From its beginnings, the futuristic settings of science fiction have allowed authors to explore some of the touchier socio-political aspects of their era because, hey, it’s fiction. The genre provides an outlet to imagine what we could achieve not only technologically but socially if we tried hard enough as a species. On the flip side, dystopian futures can act as a warning about where society is currently headed and what we need to avoid.
Writing lesbian romances in such a setting has allowed me to envision a future (one I hope isn’t so far off) where no one raises so much as an eyebrow at the relationships of my heroines. People are free to love whomever they choose. My intent is to pay homage to all of those who, in real life, have risked so much for equal treatment and will continue to fight until it’s achieved. I want to see those battles won, and in my world they are. By creating lesbian romances two hundred-plus years in the future, I’m doing what speculative fiction authors have done for a long time—giving modern readers an idea of what I believe our society should be. I have faith in our species that it will happen sooner than two centuries.
Though Nicola Griffith’s Ammonite doesn’t focus on what it is to be a lesbian, per se, it’s the most memorable of my reads that introduced me to lesbians in SF. The basic plot is that due to a deadly virus there are no men on the planet Jeep, and the women have stepped up to continue the survival of their people. There’s more to it that that, but Ammonite is an amazing look at gender roles, change and acceptance of others and self, all tied up in some of the best writing I have ever had the absolute joy of experiencing. With a planet of only women it’s pretty much expected that some love each other, but don’t think that all that womanly love means there isn’t deadly conflict. Read it for yourself and see what you think.
Of course, science fiction isn’t the only speculative fiction that includes lesbian characters. There are plenty of fantastic stories with characters ranging from space explorers to vampires and shifters to steampunkers to warrior princesses. Authors Nicola Griffith, Melinda Lo, and Melissa Scott top the list of those who shine in the spec fic arena, not to mention (well, I guess I am mentioning them…) Catherine Wilson, L.L. Raand, Cassandra Duffy, Sarah Diemer, Rebekah Weatherspoon, and our lovely hostess KT, among others. Titles with lesbians as protagonists, no matter the setting or time period, no matter if the main character wears a space suit or plate armor or black leather, share one commonality: A person’s sexuality doesn’t matter, the soaring imagination of the author does. Lesbians have been part of speculative fiction for a long, long time and they aren’t going anywhere. In fact, I’m counting on it to gain an even larger audience in years to come.
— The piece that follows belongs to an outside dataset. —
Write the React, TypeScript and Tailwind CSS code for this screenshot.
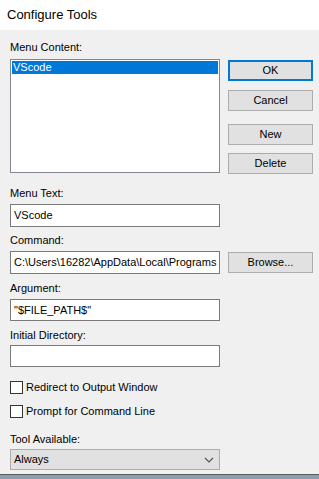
const font = "font-['Liberation_Sans',Arial,sans-serif]";

function Label({ text, className = "" }: { text: string; className?: string }) {
  return <div className={`h-[14px] text-[11px] leading-[14px] text-black ${className}`}>{text}</div>;
}

function TextBox({ value, className = "" }: { value: string; className?: string }) {
  return (
    <div
      className={`flex w-[210px] shrink-0 items-center overflow-hidden whitespace-nowrap border border-[#7a7a7a] bg-white px-[3px] text-[11px] text-black ${className}`}
    >
      {value}
    </div>
  );
}

function Button({ label, primary = false, className = "" }: { label: string; primary?: boolean; className?: string }) {
  return (
    <div
      className={`flex h-[21px] w-[85px] shrink-0 items-center justify-center bg-[#e1e1e1] text-[11px] text-black ${
        primary ? "border-2 border-[#0078d7]" : "border border-[#adadad]"
      } ${className}`}
    >
      {label}
    </div>
  );
}

function CheckRow({ label, className = "" }: { label: string; className?: string }) {
  return (
    <div className={`flex h-[13px] items-center gap-[3px] ${className}`}>
      <div className="h-[13px] w-[13px] border border-[#333333] bg-white" />
      <span className="text-[11px] leading-[13px] text-black">{label}</span>
    </div>
  );
}

export default function App() {
  return (
    <div className={`flex h-[479px] w-[319px] flex-col ${font}`}>
      <div className="flex h-[30px] items-center bg-white pl-[7px] text-[13px] text-black">Configure Tools</div>

      <div className="flex flex-1 flex-col bg-[#f0f0f0] pl-[10px] pr-[6px]">
        <div className="flex gap-[8px]">
          <div className="flex w-[210px] shrink-0 flex-col">
            <Label text="Menu Content:" className="mt-[10px]" />
            <div className="mt-[5px] h-[114px] border border-[#828790] bg-white p-[1px]">
              <div className="flex h-[13px] items-center bg-[#0078d7] pl-[1px] text-[11px] text-white">VScode</div>
            </div>
          </div>
          <div className="flex flex-col">
            <Button label="OK" primary className="mt-[30px]" />
            <Button label="Cancel" className="mt-[9px]" />
            <Button label="New" className="mt-[13px]" />
            <Button label="Delete" className="mt-[8px]" />
          </div>
        </div>

        <Label text="Menu Text:" className="mt-[12px]" />
        <TextBox value="VScode" className="mt-[4px] h-[23px]" />

        <Label text="Command:" className="mt-[6px]" />
        <div className="mt-[4px] flex items-center gap-[8px]">
          <TextBox value="C:\Users\16282\AppData\Local\Programs" className="h-[23px]" />
          <Button label="Browse..." />
        </div>

        <Label text="Argument:" className="mt-[7px]" />
        <TextBox value={'"$FILE_PATH$"'} className="mt-[4px] h-[22px]" />

        <Label text="Initial Directory:" className="mt-[7px]" />
        <TextBox value="" className="mt-[3px] h-[22px]" />

        <CheckRow label="Redirect to Output Window" className="mt-[14px]" />
        <CheckRow label="Prompt for Command Line" className="mt-[11px]" />

        <Label text="Tool Available:" className="mt-[14px]" />
        <div className="mt-[3px] flex h-[21px] w-[210px] items-center justify-between border border-[#adadad] bg-[#e1e1e1] pl-[3px] pr-[5px] text-[11px] text-black">
          <span>Always</span>
          <svg width="10" height="6" viewBox="0 0 10 6" className="mt-[1px]">
            <path d="M1 1 L5 5 L9 1" fill="none" stroke="#555555" strokeWidth="1.2" />
          </svg>
        </div>
      </div>

      <div className="h-[1px] bg-[#595959]" />
      <div className="h-[4px] bg-[#8f9eae]" />
    </div>
  );
}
Reader participation time! What’s your favorite lesbian spec fic story or author? If you haven’t read lesbian spec fic, do you think you’d give it a try? Which subgenre speaks to you? If you read it, what new/different type of stories/worlds would you like to see?
Cathy Pegau prefers to write speculative fiction because she can make stuff up and not become overwhelmed by extensive research for historical accuracy or other bothersome issues. Her first novel, Rulebreaker, is a futuristic romance set on a mining planet. The next two books in that world, Caught in Amber and Deep Deception, comes out Jan. 28 and in May 2013, respectively.